7. Get physically active. No, this point isn’t justification for you to knock someone out. Rather get involved with some form of physical activity such as walking, hiking, swimming, cycling, running, jogging, yoga, dancing, boxing, basketball, golfing, weight training, tennis, jump roping, skating, etc. There are many more, but the key is moving your body to keep your mind from focusing on what angered you.
8. Talk to someone you trust. Having a confidant is important. Your confidant may be a spouse. If you are single, it may be special companion. Your father or mother may be a good person to talk to when you need to let a little steam off. Talking to a life coach definitely has its benefits. With all that said, just make sure you are talking to someone you can trust. Everyone doesn’t need to know what angers you because they may use it to hurt you.
9. Get enough sleep. Sleeping well at night will give you better perspective and patience with your daily responsibilities because you will be well rested. Most adults need 7-8 hours of sleep. Being sleep deprived is an easy way to precipitate an anger outburst.
10. Keep a journal. When you start documenting about what makes you angry, you will discover triggers and conditions for why you are losing control.
11. Notice any physical signs. There are a few physical signs you probably demonstrate before you have an anger outburst.
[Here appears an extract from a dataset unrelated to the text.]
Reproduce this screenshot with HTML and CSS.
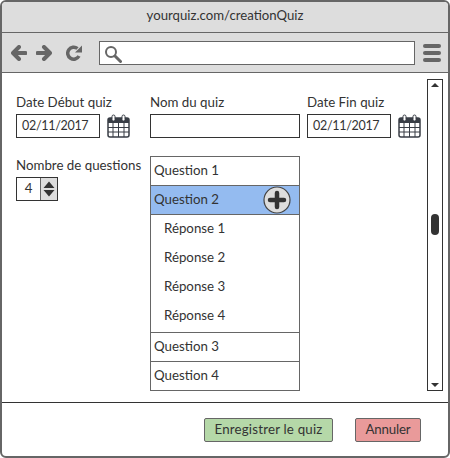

Some signs are the following: clenched jaws, headaches, dizziness, sweats, flushed face, sweaty hands, fast heart beat, stomach hurting, etc.
All of these techniques may not work in disrupting or stopping a blow-up, but one of these are bound to help you deal with any anger issues. Just remember, no one is exempt from having an anger outburst because we all have triggers. However if you are prepared, you will discover productive ways of handling your anger. Which will also solidify your leadership and help prosper your life.
Question: When have you had to deal with anger as a leader? How did you handle the situation?